The Gay Nineties is an American nostalgic term and a periodization of the history of the United States referring to the decade of the 1890s. It is known in the United Kingdom as the Naughty Nineties, and refers there to the decade of supposedly decadent art of Aubrey Beardsley, the witty plays and trial of Oscar Wilde, society scandals and the beginning of the suffragette movement.

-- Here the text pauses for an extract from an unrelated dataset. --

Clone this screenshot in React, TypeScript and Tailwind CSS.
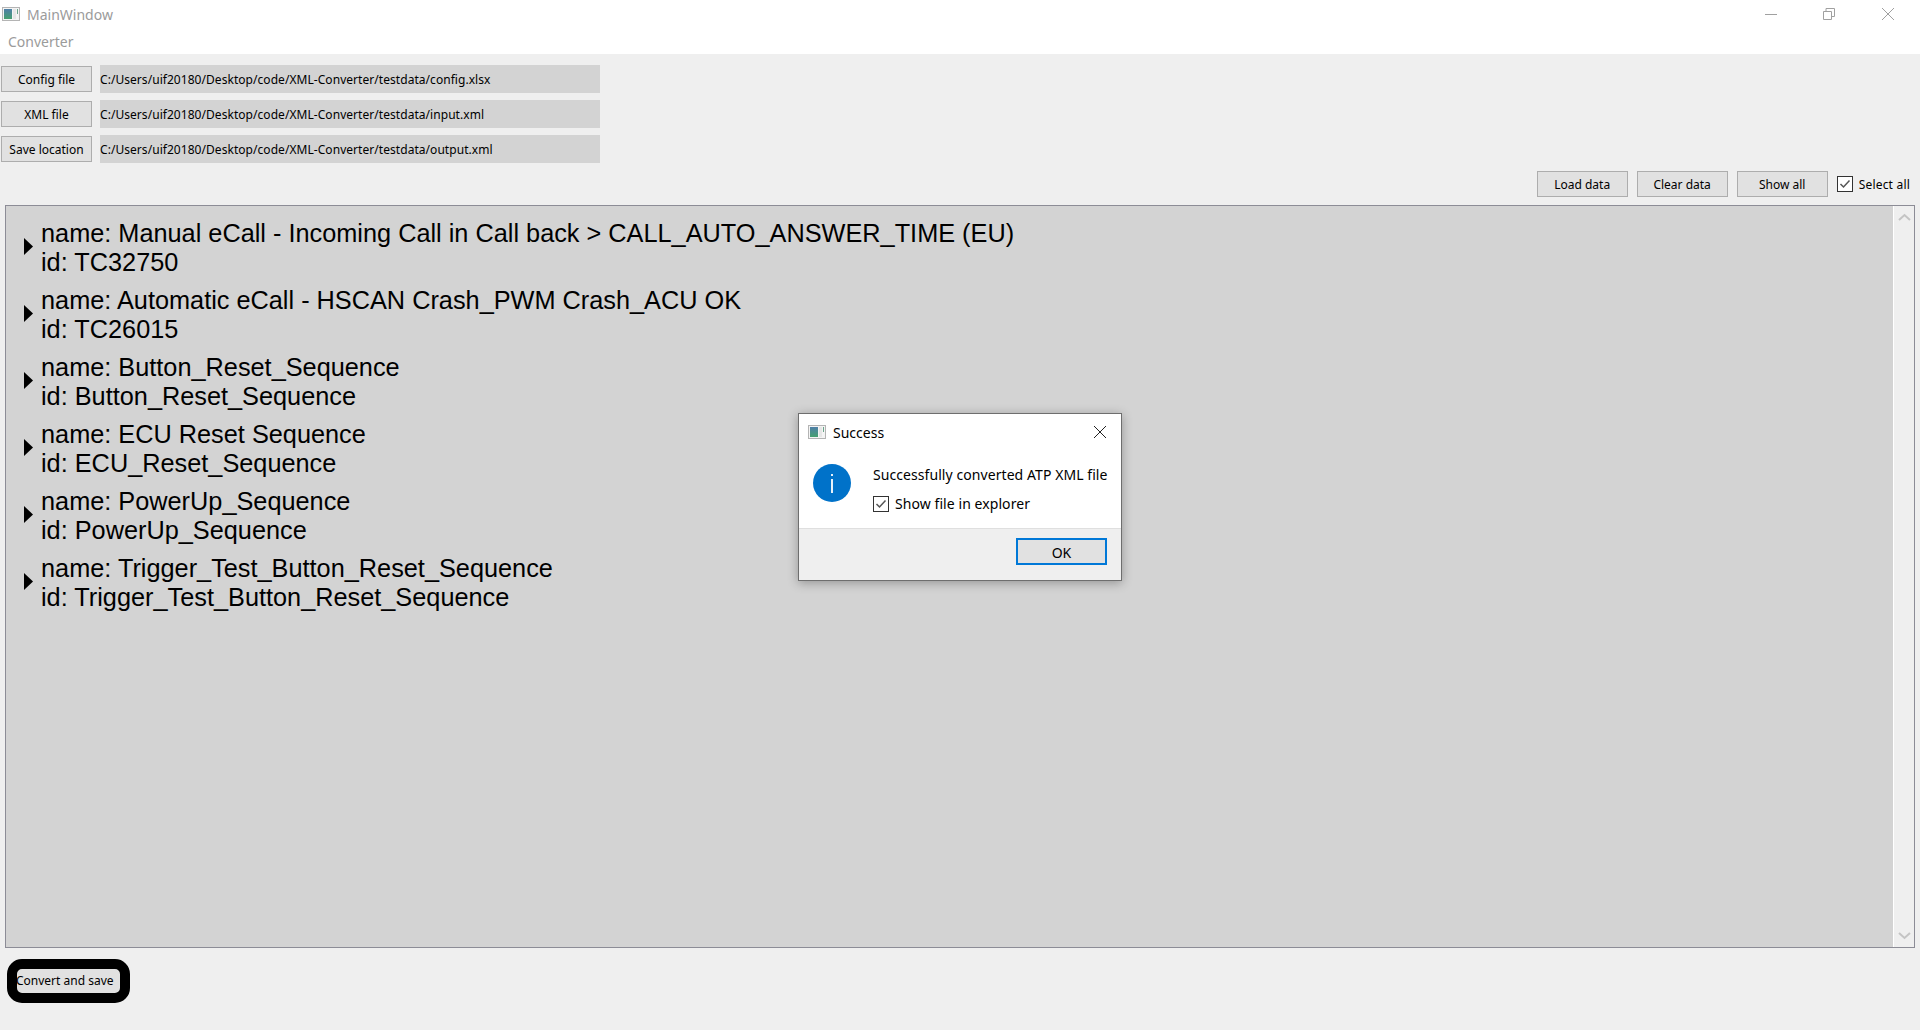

Despite the term, part of the decade was marked by an economic crisis, which greatly worsened when the Panic of 1893 set off a widespread economic depression in the United States that lasted until 1896.

Etymology
The term Gay Nineties itself began to be used in the 1920s in the United States and is believed to have been created by the artist Richard V. Culter, who first released a series of drawings in Life magazine titled "the Gay Nineties" and later published a book of drawings with the same name.

History
Novels by authors like Edith Wharton and Booth Tarkington documented the high life of the "old money" families. By the 1920s, the decade was nostalgically seen as a period of pre-income tax wealth for a newly emergent "society set". The railroads, the agricultural depression of the Southern United States, and the dominance of the United States in South American markets and the Caribbean meant that industrialists of the Northern United States seemed to have been doing very well.

It was also the name of a nostalgic radio program in the 1930s, hosted by a prominent composer of popular songs of the 1890s, Joe Howard, as well as an 1890s-themed New York cafe, "Bill's Gay Nineties", during that same period. From the 1920s to the 1960s, filmmakers had a nostalgic interest in the 1890s, as can be seen in the films The Naughty Nineties, She Done Him Wrong, Belle of the Nineties, The Strawberry Blonde, My Gal Sal, The Nifty Nineties (a Mickey Mouse cartoon), By the Light of the Silvery Moon, Hello, Dolly!, and  Heaven Can Wait.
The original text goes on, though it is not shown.